Good advice. I love those books or TV shows where people got shot or in fights and then bounce back as if nothing happened. Very unrealistic.

Morgan Mandel
http://morganmandel.blogspot.com

Jean Henry Mead said...

Prescription drugs is the theme that runs through my soon-to-be-released novel, Diary of Murder. Most prescriptions are deadly if not carefully monitored and can certainly be used as murder weapons, which my book trailer points out: http://myblogtour.blogspot.com/2009/02/diary-of-murder.html

Vivian Zabel said...

Yes, prescription drugs can be used wrongly or misused, but sometimes they are necessary for people to manage to live.

But my protagonist fights using pain meds, and one of his coping methods was to go online to a game site -- where he met Midnight.

conarnold said...

Vivian, I totally relate to what you say about pain since I have the same conditions as you and am never free from pain either. I think I would wonder if I'd died if I woke up without pain too! I don't write mysteries, but the pain certainly influences my writing. Your writing about a character who is experiencing pain is something the reader can almost feel themselves.

Lee Lofland said...

Morgan - Here's an FYI for you. I was in a shootout with a bank robber a few years ago, and I shot him five times. Each time I shot the robber he fell. But he immediately stood back up and started shooting again. Four of those rounds hit him in the chest, nearly dead center, and one in the side of the head. After the last bullet hit him he started running. He did eventually die, but not before I tackled and handcuffed him.

If I'd read that story in a book I wouldn't have believed it.

Oh, and there's the guy who was shot 33 times and still continued to walk toward officers.

One more - I was stabbed twice one night while attempting to arrest a guy. I still managed to handcuff him and his partner, a big man who tried to free his buddy by hitting me in the head with a board during the scuffle.

Now, if they'd tossed a spider on me I might not have fared as well...

Anne Carter said...

Well, Vivian, that's making lemonade with life's lemons!

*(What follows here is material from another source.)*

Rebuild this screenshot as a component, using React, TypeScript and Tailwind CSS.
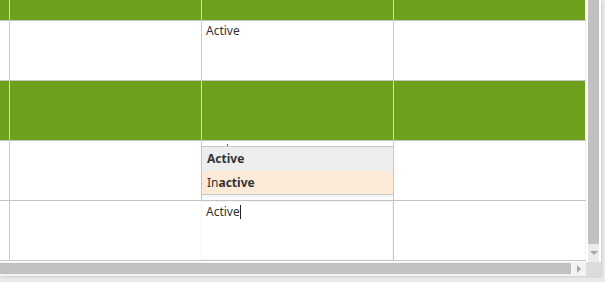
const font = { fontFamily: '"Noto Sans", "Open Sans", sans-serif' };

function Row({ green, children }: { green?: boolean; children?: React.ReactNode[] }) {
  const bg = green ? "bg-[#6ca01d]" : "bg-white";
  const line = green ? "border-[#d6dcc8]" : "border-[#cacaca]";
  const cells = children ?? [];
  return (
    <div className={`flex h-[60px] border-b border-[#c4c4c4] ${bg}`}>
      <div className={`w-[10px] shrink-0 border-r ${line}`} />
      <div className={`w-[192px] shrink-0 border-r ${line}`}>{cells[0]}</div>
      <div className={`w-[192px] shrink-0 border-r ${line}`}>{cells[1]}</div>
      <div className={`w-[192px] shrink-0 border-r border-[#f2f2f2]`}>{cells[2]}</div>
    </div>
  );
}

export default function App() {
  return (
    <div className="w-[605px] h-[282px] bg-[#e9e9e9] overflow-hidden text-[12px] text-[#333]" style={font}>
      <div className="w-[601px] h-[276px] bg-white flex flex-col shadow-[1px_1px_2px_rgba(0,0,0,0.12)]">
        <div className="flex h-[262px]">
          {/* grid */}
          <div className="relative w-[586px] shrink-0 h-[261px]">
            <div className="flex h-[21px] border-b border-[#c4c4c4] bg-[#6ca01d]">
              <div className="w-[10px] shrink-0 border-r border-[#d6dcc8]" />
              <div className="w-[192px] shrink-0 border-r border-[#d6dcc8]" />
              <div className="w-[192px] shrink-0 border-r border-[#d6dcc8]" />
              <div className="w-[192px] shrink-0 border-r border-[#f2f2f2]" />
            </div>
            <Row>
              {[null, <div key="a" className="pl-[4px] pt-[2px] leading-[16px]">Active</div>, null]}
            </Row>
            <Row green />
            <Row>
              {[null, <div key="b" className="ml-[25px] mt-[3px] w-px h-[2px] bg-[#555]" />, null]}
            </Row>
            <Row />

            {/* dropdown list */}
            <div className="absolute left-[201px] top-[146px] w-[193px] border border-[#c8c8c8] bg-white shadow-[0_3px_3px_rgba(0,0,0,0.05)]">
              <div className="h-[24px] bg-[#ededed] pl-[5px] flex items-center font-bold">Active</div>
              <div className="h-[23px] bg-[#faead7] pl-[5px] flex items-center">
                In<span className="font-bold">active</span>
              </div>
            </div>

            {/* editor */}
            <div className="absolute left-[201px] top-[201px] w-[192px] h-[59px] bg-white border border-[#f4f4f4] pl-[4px] pt-[2px] leading-[16px] flex items-start">
              <span>Active</span>
              <span className="w-px h-[14px] bg-[#222] mt-[1px]" />
            </div>
          </div>

          {/* vertical scrollbar */}
          <div className="w-[15px] shrink-0 flex flex-col pl-[2px] pr-[2px] bg-white">
            <div className="h-[244px] bg-[#c1c1c1]" />
            <div className="flex-1 bg-[#ebebeb] flex items-center justify-center">
              <div className="w-0 h-0 border-l-[4px] border-r-[4px] border-t-[4px] border-l-transparent border-r-transparent border-t-[#a8a8a8]" />
            </div>
          </div>
        </div>

        {/* horizontal scrollbar */}
        <div className="flex h-[14px]">
          <div className="w-[586px] shrink-0 pt-px pb-[2px] flex bg-[#f3f3f3]">
            <div className="w-[571px] bg-[#c1c1c1]" />
            <div className="flex-1 flex items-center justify-center">
              <div className="w-0 h-0 border-t-[4px] border-b-[4px] border-l-[4px] border-t-transparent border-b-transparent border-l-[#a8a8a8]" />
            </div>
          </div>
          <div className="flex-1 bg-[#dcdcdc]" />
        </div>
      </div>
    </div>
  );
}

Taking something so painful and debilitating and mining story enrichment from it! It's a great thought and thanks for sharing it with us.

Anne
http://beacon-street.blogspot.com

Vivian Zabel said...

Hi, Lee, thanks for stopping by. Yes, those examples of unbelievable real life would be considered too "fake" for fiction. What a shame. They are all interesting.

Connie, I'm afraid I would be just like the old woman who knew she had died.

Anne, I do believe in using what we experience to make our characters "real."

Vivian

Dana Fredsti said...

Vivian, I've had chronic migraines all my life and therefore when a character has a weakness like that, I totally relate and yeah, it does make them more three dimensional. I'm sorry you're in such chronic pain!

Vivian Zabel said...

Thanks, Dana, I'm sorry I am, too, but things could be worse. At least my migraines don't hit four times a week or more. There's always some reason to be thankful.